In July 2019, Mr. Barr decided that the department would not seek an indictment of the New York City police officer who had put Eric Garner into a chokehold in July 2014, ignoring his cries of “I can’t breathe”; Mr. Garner passed out and was later pronounced dead. Shortly after that public announcement, the people said, word reached the career ranks that their request to use a grand jury to investigate the Rice case had been denied.
Another department official, defending its handling of the Rice investigation on the condition of anonymity, noted that the matter was still not technically closed and suggested that the department might, in theory, someday change course and empower prosecutors to use a grand jury after all. Still, Mr. Seide said the statute of limitations for the final statements that might yield potential obstruction charges would expire by year’s end.

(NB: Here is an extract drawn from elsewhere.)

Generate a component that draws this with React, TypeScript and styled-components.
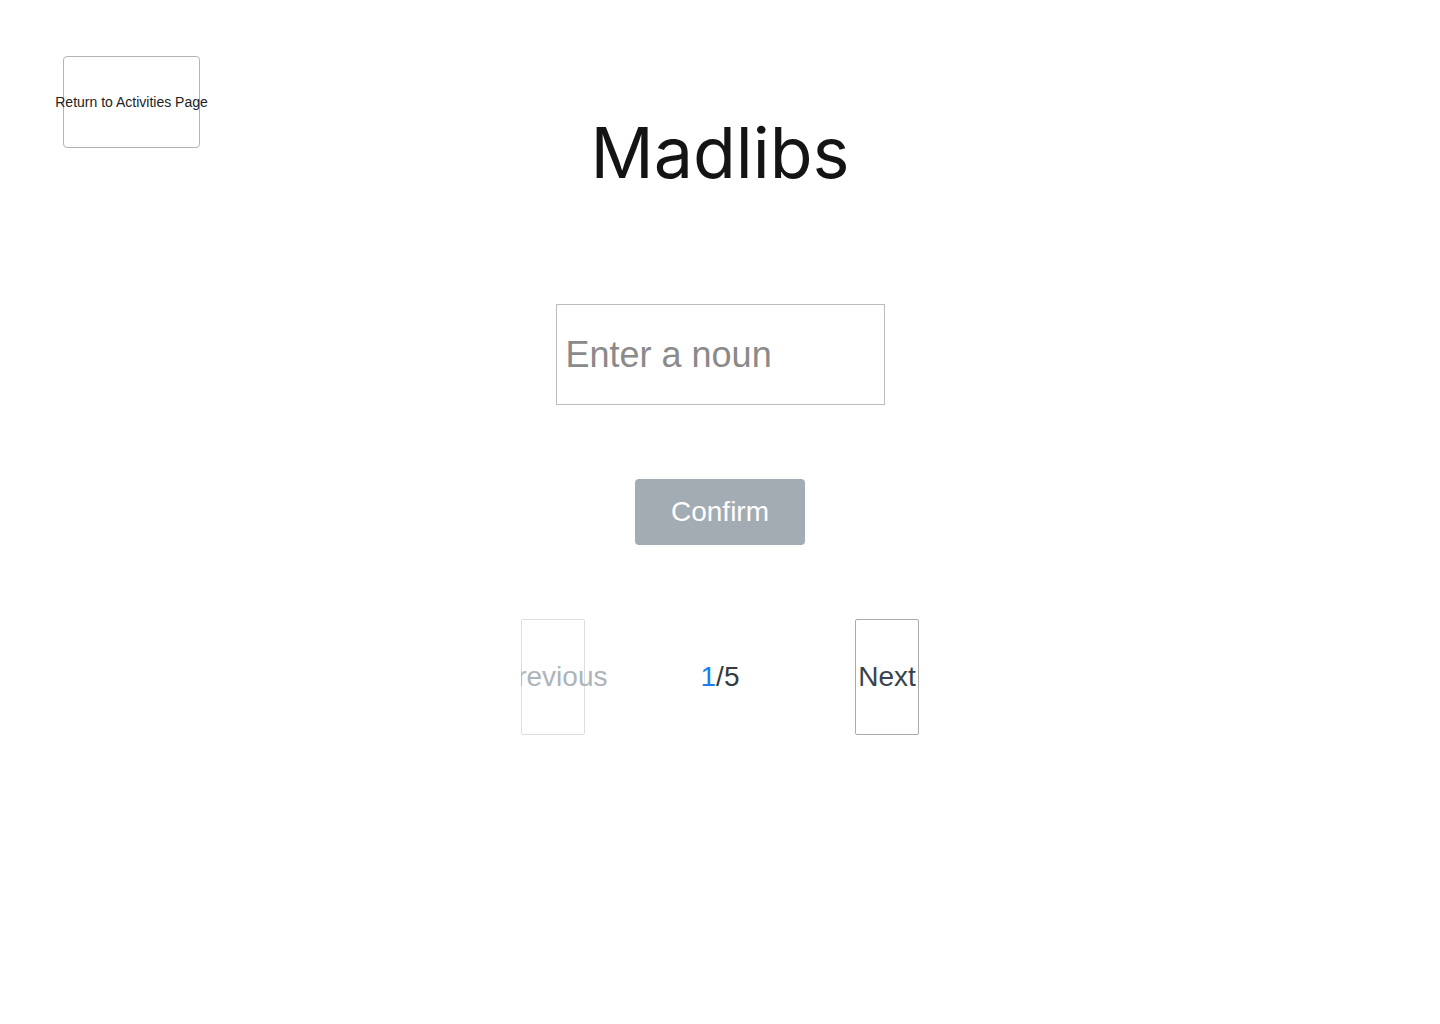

In one respect, the Garner case was similar to Tamir Rice’s killing: In both instances, federal law enforcement officials who worked with the local police departments were more reluctant than civil rights division prosecutors in Washington to pursue a federal police brutality case. In another respect, it was very different: The Garner case received a full grand jury investigation, while the Rice case was quashed without one.
Mr. Chandra said the “stench of political interference hovers over this case” and called the outcome tragic.
“It was devastating to learn that this supposedly ‘law-and-order’ administration defied the judgment of career prosecutors, slow-rolled the investigation to let the statute of limitations run out, hid from the crime victim’s family its decision not to prosecute, and let the officers get away with murder and obstruction of justice,” he said.